#### [REQUIREMENTS]
Show each line of the data below that has the string "this" in it.

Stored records
'''
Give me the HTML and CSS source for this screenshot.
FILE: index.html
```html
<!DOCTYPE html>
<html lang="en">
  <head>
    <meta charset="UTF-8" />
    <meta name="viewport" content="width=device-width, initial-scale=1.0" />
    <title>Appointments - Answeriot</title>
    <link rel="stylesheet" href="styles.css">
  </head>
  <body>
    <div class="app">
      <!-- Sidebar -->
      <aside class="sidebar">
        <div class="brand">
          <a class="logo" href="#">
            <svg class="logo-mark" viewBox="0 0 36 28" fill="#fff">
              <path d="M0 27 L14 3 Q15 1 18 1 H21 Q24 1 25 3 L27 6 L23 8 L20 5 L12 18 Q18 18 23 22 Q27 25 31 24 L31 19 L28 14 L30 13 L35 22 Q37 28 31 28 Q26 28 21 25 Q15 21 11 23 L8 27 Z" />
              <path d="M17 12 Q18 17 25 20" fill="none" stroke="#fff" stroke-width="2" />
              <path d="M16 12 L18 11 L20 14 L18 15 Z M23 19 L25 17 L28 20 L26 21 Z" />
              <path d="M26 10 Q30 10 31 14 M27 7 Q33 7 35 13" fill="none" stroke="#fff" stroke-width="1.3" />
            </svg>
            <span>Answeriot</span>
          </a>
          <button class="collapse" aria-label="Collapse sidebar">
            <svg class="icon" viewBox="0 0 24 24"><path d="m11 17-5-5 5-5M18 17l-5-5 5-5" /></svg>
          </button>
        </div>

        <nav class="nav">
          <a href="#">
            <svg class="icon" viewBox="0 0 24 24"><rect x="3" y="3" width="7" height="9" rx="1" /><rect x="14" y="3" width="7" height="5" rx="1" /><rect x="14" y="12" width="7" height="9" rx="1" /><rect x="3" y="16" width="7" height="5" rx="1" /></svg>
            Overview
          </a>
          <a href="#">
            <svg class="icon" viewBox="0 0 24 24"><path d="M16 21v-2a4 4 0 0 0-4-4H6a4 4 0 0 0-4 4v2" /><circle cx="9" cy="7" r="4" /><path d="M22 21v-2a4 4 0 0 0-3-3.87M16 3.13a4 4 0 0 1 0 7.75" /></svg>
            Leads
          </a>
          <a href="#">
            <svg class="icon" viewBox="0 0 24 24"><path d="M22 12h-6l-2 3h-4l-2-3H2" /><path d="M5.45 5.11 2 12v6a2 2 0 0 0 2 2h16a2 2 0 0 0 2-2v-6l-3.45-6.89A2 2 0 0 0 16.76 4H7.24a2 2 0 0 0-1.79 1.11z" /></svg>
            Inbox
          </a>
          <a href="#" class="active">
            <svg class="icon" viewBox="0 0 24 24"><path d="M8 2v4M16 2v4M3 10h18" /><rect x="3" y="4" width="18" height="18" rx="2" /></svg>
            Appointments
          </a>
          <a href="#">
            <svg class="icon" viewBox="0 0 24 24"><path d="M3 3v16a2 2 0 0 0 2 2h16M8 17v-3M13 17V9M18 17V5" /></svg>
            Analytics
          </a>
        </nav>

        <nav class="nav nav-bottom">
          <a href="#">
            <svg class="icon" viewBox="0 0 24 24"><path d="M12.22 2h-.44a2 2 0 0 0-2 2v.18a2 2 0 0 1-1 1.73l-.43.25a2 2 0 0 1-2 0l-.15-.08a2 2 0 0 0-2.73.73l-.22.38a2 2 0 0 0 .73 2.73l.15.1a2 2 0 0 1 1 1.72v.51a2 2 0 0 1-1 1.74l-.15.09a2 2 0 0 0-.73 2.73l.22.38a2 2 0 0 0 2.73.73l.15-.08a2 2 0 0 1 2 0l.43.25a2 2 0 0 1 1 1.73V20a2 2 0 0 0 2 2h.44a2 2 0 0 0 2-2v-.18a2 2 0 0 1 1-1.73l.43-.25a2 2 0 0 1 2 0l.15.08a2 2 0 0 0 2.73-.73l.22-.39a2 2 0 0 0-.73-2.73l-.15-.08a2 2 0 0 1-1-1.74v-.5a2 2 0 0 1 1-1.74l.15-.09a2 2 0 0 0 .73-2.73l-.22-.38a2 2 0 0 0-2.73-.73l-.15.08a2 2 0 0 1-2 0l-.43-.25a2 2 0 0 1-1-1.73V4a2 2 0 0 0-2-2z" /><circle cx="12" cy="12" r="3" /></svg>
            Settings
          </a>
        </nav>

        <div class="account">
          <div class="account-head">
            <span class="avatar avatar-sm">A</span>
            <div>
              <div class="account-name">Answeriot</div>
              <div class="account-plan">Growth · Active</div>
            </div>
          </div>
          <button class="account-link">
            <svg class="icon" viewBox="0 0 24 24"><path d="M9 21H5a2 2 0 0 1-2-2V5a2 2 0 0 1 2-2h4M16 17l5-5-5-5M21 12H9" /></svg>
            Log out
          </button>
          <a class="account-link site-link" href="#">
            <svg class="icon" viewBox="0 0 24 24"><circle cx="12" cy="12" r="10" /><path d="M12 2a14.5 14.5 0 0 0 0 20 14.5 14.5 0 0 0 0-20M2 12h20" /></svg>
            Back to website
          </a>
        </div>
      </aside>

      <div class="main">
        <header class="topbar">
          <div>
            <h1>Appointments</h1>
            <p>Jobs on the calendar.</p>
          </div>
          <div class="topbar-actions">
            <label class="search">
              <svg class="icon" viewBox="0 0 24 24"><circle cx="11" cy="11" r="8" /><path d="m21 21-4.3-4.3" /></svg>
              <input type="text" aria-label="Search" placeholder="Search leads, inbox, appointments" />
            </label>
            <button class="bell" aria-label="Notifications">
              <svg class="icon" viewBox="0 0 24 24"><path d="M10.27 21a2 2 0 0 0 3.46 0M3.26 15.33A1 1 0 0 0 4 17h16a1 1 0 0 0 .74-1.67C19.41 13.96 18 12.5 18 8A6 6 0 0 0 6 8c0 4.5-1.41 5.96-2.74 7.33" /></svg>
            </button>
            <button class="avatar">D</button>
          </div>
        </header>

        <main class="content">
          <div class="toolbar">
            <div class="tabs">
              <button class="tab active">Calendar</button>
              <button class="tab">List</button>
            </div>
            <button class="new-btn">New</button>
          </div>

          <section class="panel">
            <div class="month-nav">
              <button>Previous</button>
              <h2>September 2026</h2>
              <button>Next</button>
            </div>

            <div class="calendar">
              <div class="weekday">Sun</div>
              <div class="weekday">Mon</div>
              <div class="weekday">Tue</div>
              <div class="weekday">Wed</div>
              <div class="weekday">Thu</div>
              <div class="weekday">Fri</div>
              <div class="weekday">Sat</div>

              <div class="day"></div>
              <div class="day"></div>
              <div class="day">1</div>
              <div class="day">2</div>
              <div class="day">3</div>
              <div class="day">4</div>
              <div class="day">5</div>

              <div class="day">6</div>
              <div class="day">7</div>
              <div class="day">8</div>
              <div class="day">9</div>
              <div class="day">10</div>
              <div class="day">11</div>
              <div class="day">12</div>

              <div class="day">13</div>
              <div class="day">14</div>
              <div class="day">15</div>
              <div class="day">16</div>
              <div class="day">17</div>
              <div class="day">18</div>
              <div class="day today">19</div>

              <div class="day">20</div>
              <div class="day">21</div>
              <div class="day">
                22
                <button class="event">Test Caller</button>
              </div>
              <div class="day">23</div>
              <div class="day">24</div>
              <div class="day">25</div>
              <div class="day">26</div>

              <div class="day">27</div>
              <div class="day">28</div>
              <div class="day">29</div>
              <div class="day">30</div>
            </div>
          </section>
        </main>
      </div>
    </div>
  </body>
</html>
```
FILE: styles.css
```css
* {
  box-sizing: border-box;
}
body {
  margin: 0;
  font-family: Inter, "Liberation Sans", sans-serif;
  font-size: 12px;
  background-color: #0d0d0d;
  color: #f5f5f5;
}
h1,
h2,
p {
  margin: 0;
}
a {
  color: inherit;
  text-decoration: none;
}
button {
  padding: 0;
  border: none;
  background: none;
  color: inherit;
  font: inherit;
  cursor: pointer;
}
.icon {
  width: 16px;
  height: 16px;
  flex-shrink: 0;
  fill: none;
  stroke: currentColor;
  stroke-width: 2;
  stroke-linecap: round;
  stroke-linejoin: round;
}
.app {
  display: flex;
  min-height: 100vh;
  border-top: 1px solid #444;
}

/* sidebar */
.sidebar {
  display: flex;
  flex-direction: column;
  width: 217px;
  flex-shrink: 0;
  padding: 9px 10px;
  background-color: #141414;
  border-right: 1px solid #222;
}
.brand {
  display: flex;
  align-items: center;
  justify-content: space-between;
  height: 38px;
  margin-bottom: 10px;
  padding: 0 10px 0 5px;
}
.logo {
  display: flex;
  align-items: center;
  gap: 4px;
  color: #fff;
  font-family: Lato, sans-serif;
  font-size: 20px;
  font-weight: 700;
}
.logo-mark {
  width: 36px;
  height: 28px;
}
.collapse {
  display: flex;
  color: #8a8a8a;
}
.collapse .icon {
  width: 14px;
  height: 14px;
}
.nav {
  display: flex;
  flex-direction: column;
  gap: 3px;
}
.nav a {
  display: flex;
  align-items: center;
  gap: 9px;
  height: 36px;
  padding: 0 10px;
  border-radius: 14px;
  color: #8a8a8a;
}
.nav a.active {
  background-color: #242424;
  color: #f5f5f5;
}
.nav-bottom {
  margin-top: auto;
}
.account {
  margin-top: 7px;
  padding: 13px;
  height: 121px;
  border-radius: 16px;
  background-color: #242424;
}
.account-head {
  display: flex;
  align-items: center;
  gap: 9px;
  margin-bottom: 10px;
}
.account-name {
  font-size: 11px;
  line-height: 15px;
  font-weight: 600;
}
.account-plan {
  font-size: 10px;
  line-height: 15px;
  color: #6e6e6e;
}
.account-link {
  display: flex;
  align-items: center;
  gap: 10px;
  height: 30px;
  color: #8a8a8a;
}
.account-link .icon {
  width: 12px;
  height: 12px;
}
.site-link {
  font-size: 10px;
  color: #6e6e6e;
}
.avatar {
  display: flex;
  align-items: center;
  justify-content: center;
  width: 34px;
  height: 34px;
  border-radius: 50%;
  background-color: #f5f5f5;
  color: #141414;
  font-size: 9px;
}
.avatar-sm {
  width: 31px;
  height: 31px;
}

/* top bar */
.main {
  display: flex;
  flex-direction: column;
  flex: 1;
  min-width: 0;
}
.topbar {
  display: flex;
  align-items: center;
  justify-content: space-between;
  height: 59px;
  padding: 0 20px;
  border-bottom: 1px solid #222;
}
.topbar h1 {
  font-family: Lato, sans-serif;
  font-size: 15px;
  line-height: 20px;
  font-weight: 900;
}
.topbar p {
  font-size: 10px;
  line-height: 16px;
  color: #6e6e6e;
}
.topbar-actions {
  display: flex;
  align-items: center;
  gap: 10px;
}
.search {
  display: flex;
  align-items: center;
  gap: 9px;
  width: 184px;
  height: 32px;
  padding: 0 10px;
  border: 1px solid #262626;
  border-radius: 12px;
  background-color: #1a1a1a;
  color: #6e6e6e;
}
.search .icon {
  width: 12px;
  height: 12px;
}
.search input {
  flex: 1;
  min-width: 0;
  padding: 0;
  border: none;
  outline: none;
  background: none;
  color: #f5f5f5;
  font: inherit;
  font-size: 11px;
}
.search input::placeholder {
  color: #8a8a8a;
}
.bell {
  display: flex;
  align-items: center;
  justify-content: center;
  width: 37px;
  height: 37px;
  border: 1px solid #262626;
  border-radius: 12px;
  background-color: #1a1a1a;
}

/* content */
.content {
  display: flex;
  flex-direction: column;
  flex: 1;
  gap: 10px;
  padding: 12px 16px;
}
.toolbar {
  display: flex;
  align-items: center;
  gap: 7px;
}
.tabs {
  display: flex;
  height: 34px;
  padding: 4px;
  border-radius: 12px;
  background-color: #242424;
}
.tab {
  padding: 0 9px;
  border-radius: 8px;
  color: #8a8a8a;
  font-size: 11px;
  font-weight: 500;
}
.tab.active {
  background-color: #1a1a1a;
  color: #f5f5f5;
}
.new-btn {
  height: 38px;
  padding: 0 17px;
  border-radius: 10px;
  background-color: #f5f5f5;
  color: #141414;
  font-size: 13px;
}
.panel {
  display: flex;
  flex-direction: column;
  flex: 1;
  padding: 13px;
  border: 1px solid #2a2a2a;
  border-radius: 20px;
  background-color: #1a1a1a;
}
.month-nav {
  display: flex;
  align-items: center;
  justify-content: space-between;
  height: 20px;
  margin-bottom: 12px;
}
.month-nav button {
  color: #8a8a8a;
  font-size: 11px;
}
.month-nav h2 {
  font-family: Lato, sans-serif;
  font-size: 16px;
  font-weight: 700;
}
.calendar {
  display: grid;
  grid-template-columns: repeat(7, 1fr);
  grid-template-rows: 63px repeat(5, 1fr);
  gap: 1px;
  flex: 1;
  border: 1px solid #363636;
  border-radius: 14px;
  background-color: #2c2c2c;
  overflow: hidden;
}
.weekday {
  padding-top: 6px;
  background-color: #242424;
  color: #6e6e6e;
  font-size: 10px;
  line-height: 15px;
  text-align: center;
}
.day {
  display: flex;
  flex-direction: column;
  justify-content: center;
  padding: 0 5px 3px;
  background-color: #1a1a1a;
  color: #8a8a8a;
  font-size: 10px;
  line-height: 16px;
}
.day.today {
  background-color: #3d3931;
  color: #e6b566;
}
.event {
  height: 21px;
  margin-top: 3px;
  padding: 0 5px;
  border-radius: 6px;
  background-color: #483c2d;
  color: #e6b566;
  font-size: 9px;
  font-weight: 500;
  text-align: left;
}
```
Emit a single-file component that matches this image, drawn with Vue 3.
'''
#### [TASK SOLUTION]
Give me the HTML and CSS source for this screenshot.
Emit a single-file component that matches this image, drawn with Vue 3.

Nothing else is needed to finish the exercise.